Independence Day Long Weekend Almost Over

And how did I spend most of it?  I slept.  I wish I could say it was cleansing and restorative sleep, but I slept mostly to escape.  Worries about finances (or the lack thereof) and debts (of which there are many) have kept me from focusing on anything else.  I haven’t written in my diary, haven’t typed a word of the short story I meant to finish in May, and can’t stay on task with much.  So I took to my bed.

On Sunday, I did stir enough to take Susie to the Doo Dah Parade, an annual Short North tradition that combines the nationalism inherent in Independence Day with political and social satire.  Everyone threw dignity and caution to the winds and marched in the parade in various costumes.  Susie was bored waiting for the parade to start (it was late getting going), but perked up a bit when she saw one of her friends, and they took part in an (attempted) mass jump-rope.

Susie is on the end, dressed in red top and shorts.

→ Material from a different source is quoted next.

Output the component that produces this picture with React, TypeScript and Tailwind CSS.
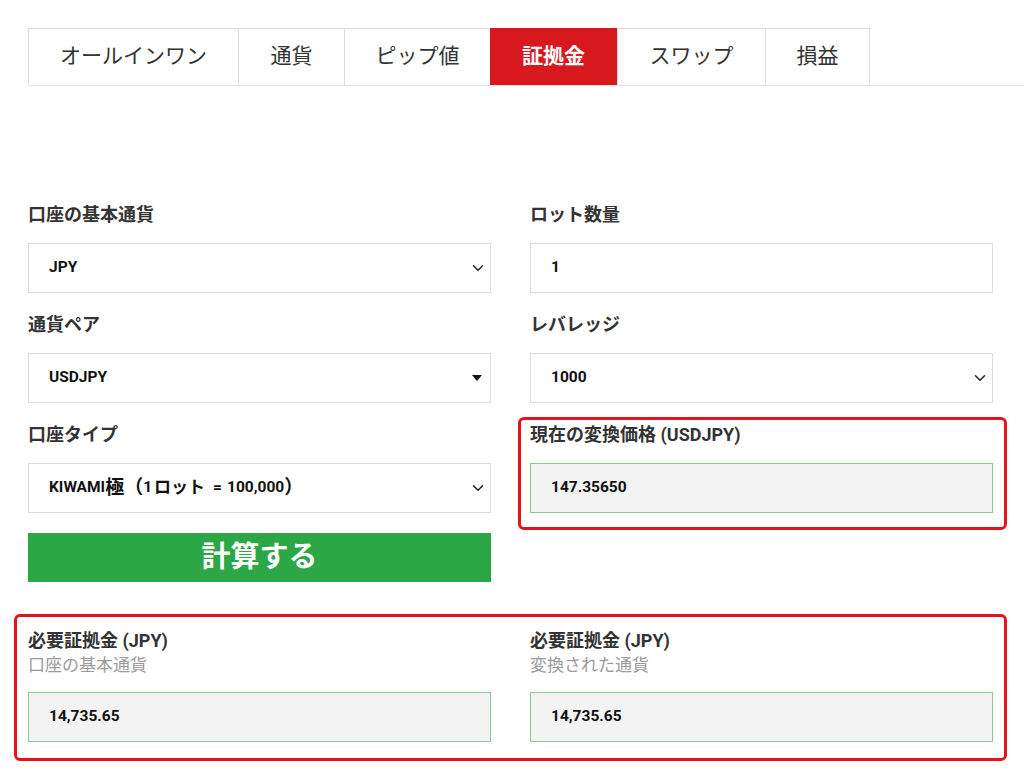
import { ChevronDown } from 'lucide-react';

const tabs = ['オールインワン', '通貨', 'ピップ値', '証拠金', 'スワップ', '損益'];
const tabWidths = ['w-[210px]', 'w-[106px]', 'w-[146px]', 'w-[127px]', 'w-[148px]', 'w-[105px]'];

const font = { fontFamily: 'Roboto, "Noto Sans CJK JP", sans-serif' };

function Label({ children }: { children: React.ReactNode }) {
  return <div className="h-6 mb-4 text-[18px] leading-6 font-bold text-[#333]">{children}</div>;
}

function Box({
  children,
  icon,
  readOnly,
}: {
  children: React.ReactNode;
  icon?: 'chevron' | 'caret';
  readOnly?: boolean;
}) {
  return (
    <div
      className={
        'h-[50px] flex items-center justify-between pl-5 pr-[3px] text-[15.5px] font-bold text-[#111] border ' +
        (readOnly ? 'bg-[#f3f3f3] border-[#8cc796]' : 'bg-white border-[#dcdcdc]')
      }
    >
      <span className="flex items-center">{children}</span>
      {icon === 'chevron' && <ChevronDown size={18} strokeWidth={2} className="text-[#222]" />}
      {icon === 'caret' && (
        <svg width="12" height="8" viewBox="0 0 12 8" className="mr-1">
          <path d="M1 1h10L6 7z" fill="#111" />
        </svg>
      )}
    </div>
  );
}

export default function App() {
  return (
    <div className="bg-white min-h-[777px] pt-7 pl-7" style={font}>
      <div className="flex border-b border-[#e3e3e3]">
        {tabs.map((t, i) => (
          <div
            key={t}
            className={
              'h-[57px] flex items-center justify-center text-[21px] ' +
              tabWidths[i] +
              ' ' +
              (i === 3
                ? 'bg-[#d7191f] text-white font-bold'
                : 'border-t border-l border-[#dddddd] text-[#333] ' + (i === 5 ? 'border-r' : ''))
            }
          >
            {t}
          </div>
        ))}
      </div>

      <div className="w-[965px] mt-[117px] grid grid-cols-2 gap-x-[39px]">
        <div className="flex flex-col">
          <Label>口座の基本通貨</Label>
          <Box icon="chevron">JPY</Box>
          <div className="h-[20px]" />
          <Label>通貨ペア</Label>
          <Box icon="caret">USDJPY</Box>
          <div className="h-[20px]" />
          <Label>口座タイプ</Label>
          <Box icon="chevron">
            KIWAMI<span className="text-[19px]">極</span>
            <span className="text-[19px]">（</span>1
            <span className="text-[17px] ml-[2px] mr-2">ロット</span>=
            <span className="ml-[5px]">100,000</span>
            <span className="text-[19px]">）</span>
          </Box>
          <button className="mt-5 h-[49px] bg-[#2ba746] text-white text-[29px] font-bold flex items-center justify-center">
            計算する
          </button>
        </div>
        <div className="flex flex-col">
          <Label>ロット数量</Label>
          <Box>1</Box>
          <div className="h-[20px]" />
          <Label>レバレッジ</Label>
          <Box icon="chevron">1000</Box>
          <div className="h-[20px]" />
          <div className="relative">
            <Label>現在の変換価格 (USDJPY)</Label>
            <Box readOnly>147.35650</Box>
            <div className="absolute -left-3 -right-[14px] -top-[6px] -bottom-[17px] border-[3px] border-[#e3151c] rounded-[6px] pointer-events-none" />
          </div>
        </div>
      </div>

      <div className="relative w-[965px] mt-[47px] grid grid-cols-2 gap-x-[39px]">
        <div className="absolute -left-[14px] -right-[14px] -top-[15px] -bottom-[19px] border-[3px] border-[#e3151c] rounded-[6px] pointer-events-none" />
        {['口座の基本通貨', '変換された通貨'].map((s) => (
          <div key={s} className="flex flex-col">
            <div className="text-[18px] leading-6 font-bold text-[#333]">必要証拠金 (JPY)</div>
            <div className="text-[17px] leading-6 text-[#9a9a9a] mb-[15px]">{s}</div>
            <Box readOnly>14,735.65</Box>
          </div>
        ))}
      </div>
    </div>
  );
}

After the parade, we picked up a late lunch at Subway in Graceland Shopping Center and brought it home.  I ate my meatball sub and drank my Sprite, and then slept until almost midnight.  There is no pattern or duration to how much I slept this weekend–I didn’t log it, because I didn’t think I would be doing so much of it.  The snoring must be under control, because when I collapsed so early Friday night, Steph thought I had been out all night.  This morning–very early–I made a trip to White Castle for Steph and me.
To counterbalance this rather dismal entry, here are some more pics from the parade:
Susie, surrounded by soap bubbles.

I wanted to get the whole car and float,  but this
was what I thought was most worth recording for
posterity.  My ultimate dream: President Obama
appoints Andrew Vachss U.S. Ambassador to
the Vatican.

The Marching Fidels, a staple of the Doo Dah Parade
since its beginning.

This picture should appear in the dictionary by
the definition of ubiquitous.
Fresh from a dip in the Gulf of Mexico.

Much more appealing McDonald’s ad than
the ones featuring the Hamburglar and
Mayor McCheese that I remember from

I pose with two escaped serial killers.